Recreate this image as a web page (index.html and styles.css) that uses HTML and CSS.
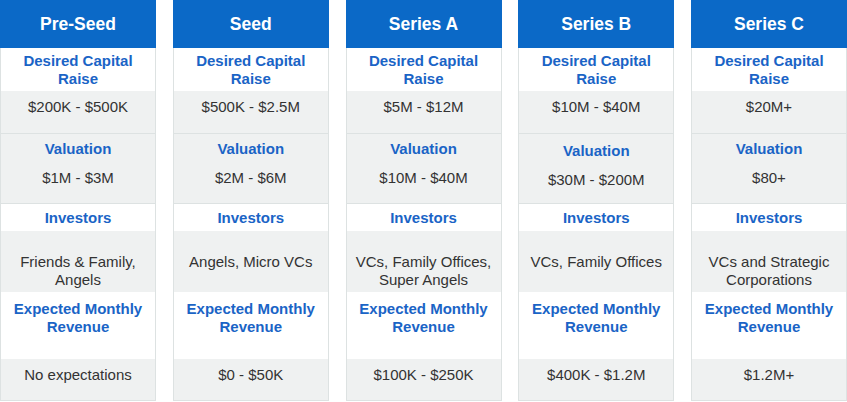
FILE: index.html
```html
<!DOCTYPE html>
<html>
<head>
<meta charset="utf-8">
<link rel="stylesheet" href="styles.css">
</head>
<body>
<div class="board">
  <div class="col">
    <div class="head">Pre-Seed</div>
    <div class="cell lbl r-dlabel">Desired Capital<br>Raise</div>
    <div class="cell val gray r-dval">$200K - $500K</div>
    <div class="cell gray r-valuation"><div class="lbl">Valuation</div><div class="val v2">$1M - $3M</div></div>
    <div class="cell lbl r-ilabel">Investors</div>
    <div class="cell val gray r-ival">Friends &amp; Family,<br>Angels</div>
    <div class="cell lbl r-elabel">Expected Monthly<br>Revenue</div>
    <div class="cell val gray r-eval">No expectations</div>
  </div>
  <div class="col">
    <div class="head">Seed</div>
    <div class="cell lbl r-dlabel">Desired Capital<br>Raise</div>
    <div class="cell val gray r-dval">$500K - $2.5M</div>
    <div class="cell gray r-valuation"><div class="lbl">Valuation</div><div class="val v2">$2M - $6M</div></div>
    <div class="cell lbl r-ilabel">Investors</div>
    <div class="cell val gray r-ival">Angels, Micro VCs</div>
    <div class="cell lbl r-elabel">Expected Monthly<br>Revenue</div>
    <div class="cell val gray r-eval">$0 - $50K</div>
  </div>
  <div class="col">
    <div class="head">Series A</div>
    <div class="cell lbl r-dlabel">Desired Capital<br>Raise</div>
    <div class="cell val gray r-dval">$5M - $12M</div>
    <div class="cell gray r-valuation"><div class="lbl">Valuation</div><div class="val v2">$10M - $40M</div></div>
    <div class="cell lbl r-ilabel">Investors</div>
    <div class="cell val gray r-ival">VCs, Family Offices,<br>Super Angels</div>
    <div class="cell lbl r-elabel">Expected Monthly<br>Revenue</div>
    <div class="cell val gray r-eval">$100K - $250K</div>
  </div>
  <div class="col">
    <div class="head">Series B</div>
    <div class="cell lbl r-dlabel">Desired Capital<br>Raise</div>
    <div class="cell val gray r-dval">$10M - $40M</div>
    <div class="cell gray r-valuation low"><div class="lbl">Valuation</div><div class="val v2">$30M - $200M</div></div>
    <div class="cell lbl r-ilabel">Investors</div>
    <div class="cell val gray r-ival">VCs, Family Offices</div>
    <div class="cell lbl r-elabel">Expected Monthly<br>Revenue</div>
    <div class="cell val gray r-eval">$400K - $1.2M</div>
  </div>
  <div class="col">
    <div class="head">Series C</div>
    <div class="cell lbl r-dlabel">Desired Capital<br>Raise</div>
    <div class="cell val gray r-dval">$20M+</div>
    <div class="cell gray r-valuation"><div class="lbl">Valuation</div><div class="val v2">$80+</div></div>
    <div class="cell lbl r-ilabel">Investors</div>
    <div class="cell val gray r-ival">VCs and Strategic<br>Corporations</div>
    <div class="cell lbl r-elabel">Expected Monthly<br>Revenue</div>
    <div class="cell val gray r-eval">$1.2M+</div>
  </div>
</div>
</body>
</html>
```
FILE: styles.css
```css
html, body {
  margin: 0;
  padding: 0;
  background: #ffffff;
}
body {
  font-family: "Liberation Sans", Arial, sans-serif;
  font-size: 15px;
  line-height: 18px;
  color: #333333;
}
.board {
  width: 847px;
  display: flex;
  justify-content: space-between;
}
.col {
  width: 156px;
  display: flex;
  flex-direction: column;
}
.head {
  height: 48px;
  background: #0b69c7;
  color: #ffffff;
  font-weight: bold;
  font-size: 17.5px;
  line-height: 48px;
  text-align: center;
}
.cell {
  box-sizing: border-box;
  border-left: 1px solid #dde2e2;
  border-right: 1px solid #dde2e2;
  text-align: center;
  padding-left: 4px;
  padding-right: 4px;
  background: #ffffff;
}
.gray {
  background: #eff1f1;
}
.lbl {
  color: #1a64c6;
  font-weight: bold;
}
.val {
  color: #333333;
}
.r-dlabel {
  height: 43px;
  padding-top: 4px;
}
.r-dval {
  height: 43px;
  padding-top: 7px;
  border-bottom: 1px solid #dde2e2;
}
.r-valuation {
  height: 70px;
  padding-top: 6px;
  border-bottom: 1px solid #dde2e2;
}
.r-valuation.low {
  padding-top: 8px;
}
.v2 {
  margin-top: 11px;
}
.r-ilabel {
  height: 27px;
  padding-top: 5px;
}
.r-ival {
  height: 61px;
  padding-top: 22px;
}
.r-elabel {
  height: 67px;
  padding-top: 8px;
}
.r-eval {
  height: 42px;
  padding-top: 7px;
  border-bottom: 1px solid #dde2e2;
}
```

***

_Goal_. Reproduce the listing above exactly, excluding all pictures.

_Correct output_.
Recreate this image as a web page (index.html and styles.css) that uses HTML and CSS.
FILE: index.html
```html
<!DOCTYPE html>
<html>
<head>
<meta charset="utf-8">
<link rel="stylesheet" href="styles.css">
</head>
<body>
<div class="board">
  <div class="col">
    <div class="head">Pre-Seed</div>
    <div class="cell lbl r-dlabel">Desired Capital<br>Raise</div>
    <div class="cell val gray r-dval">$200K - $500K</div>
    <div class="cell gray r-valuation"><div class="lbl">Valuation</div><div class="val v2">$1M - $3M</div></div>
    <div class="cell lbl r-ilabel">Investors</div>
    <div class="cell val gray r-ival">Friends &amp; Family,<br>Angels</div>
    <div class="cell lbl r-elabel">Expected Monthly<br>Revenue</div>
    <div class="cell val gray r-eval">No expectations</div>
  </div>
  <div class="col">
    <div class="head">Seed</div>
    <div class="cell lbl r-dlabel">Desired Capital<br>Raise</div>
    <div class="cell val gray r-dval">$500K - $2.5M</div>
    <div class="cell gray r-valuation"><div class="lbl">Valuation</div><div class="val v2">$2M - $6M</div></div>
    <div class="cell lbl r-ilabel">Investors</div>
    <div class="cell val gray r-ival">Angels, Micro VCs</div>
    <div class="cell lbl r-elabel">Expected Monthly<br>Revenue</div>
    <div class="cell val gray r-eval">$0 - $50K</div>
  </div>
  <div class="col">
    <div class="head">Series A</div>
    <div class="cell lbl r-dlabel">Desired Capital<br>Raise</div>
    <div class="cell val gray r-dval">$5M - $12M</div>
    <div class="cell gray r-valuation"><div class="lbl">Valuation</div><div class="val v2">$10M - $40M</div></div>
    <div class="cell lbl r-ilabel">Investors</div>
    <div class="cell val gray r-ival">VCs, Family Offices,<br>Super Angels</div>
    <div class="cell lbl r-elabel">Expected Monthly<br>Revenue</div>
    <div class="cell val gray r-eval">$100K - $250K</div>
  </div>
  <div class="col">
    <div class="head">Series B</div>
    <div class="cell lbl r-dlabel">Desired Capital<br>Raise</div>
    <div class="cell val gray r-dval">$10M - $40M</div>
    <div class="cell gray r-valuation low"><div class="lbl">Valuation</div><div class="val v2">$30M - $200M</div></div>
    <div class="cell lbl r-ilabel">Investors</div>
    <div class="cell val gray r-ival">VCs, Family Offices</div>
    <div class="cell lbl r-elabel">Expected Monthly<br>Revenue</div>
    <div class="cell val gray r-eval">$400K - $1.2M</div>
  </div>
  <div class="col">
    <div class="head">Series C</div>
    <div class="cell lbl r-dlabel">Desired Capital<br>Raise</div>
    <div class="cell val gray r-dval">$20M+</div>
    <div class="cell gray r-valuation"><div class="lbl">Valuation</div><div class="val v2">$80+</div></div>
    <div class="cell lbl r-ilabel">Investors</div>
    <div class="cell val gray r-ival">VCs and Strategic<br>Corporations</div>
    <div class="cell lbl r-elabel">Expected Monthly<br>Revenue</div>
    <div class="cell val gray r-eval">$1.2M+</div>
  </div>
</div>
</body>
</html>
```
FILE: styles.css
```css
html, body {
  margin: 0;
  padding: 0;
  background: #ffffff;
}
body {
  font-family: "Liberation Sans", Arial, sans-serif;
  font-size: 15px;
  line-height: 18px;
  color: #333333;
}
.board {
  width: 847px;
  display: flex;
  justify-content: space-between;
}
.col {
  width: 156px;
  display: flex;
  flex-direction: column;
}
.head {
  height: 48px;
  background: #0b69c7;
  color: #ffffff;
  font-weight: bold;
  font-size: 17.5px;
  line-height: 48px;
  text-align: center;
}
.cell {
  box-sizing: border-box;
  border-left: 1px solid #dde2e2;
  border-right: 1px solid #dde2e2;
  text-align: center;
  padding-left: 4px;
  padding-right: 4px;
  background: #ffffff;
}
.gray {
  background: #eff1f1;
}
.lbl {
  color: #1a64c6;
  font-weight: bold;
}
.val {
  color: #333333;
}
.r-dlabel {
  height: 43px;
  padding-top: 4px;
}
.r-dval {
  height: 43px;
  padding-top: 7px;
  border-bottom: 1px solid #dde2e2;
}
.r-valuation {
  height: 70px;
  padding-top: 6px;
  border-bottom: 1px solid #dde2e2;
}
.r-valuation.low {
  padding-top: 8px;
}
.v2 {
  margin-top: 11px;
}
.r-ilabel {
  height: 27px;
  padding-top: 5px;
}
.r-ival {
  height: 61px;
  padding-top: 22px;
}
.r-elabel {
  height: 67px;
  padding-top: 8px;
}
.r-eval {
  height: 42px;
  padding-top: 7px;
  border-bottom: 1px solid #dde2e2;
}
```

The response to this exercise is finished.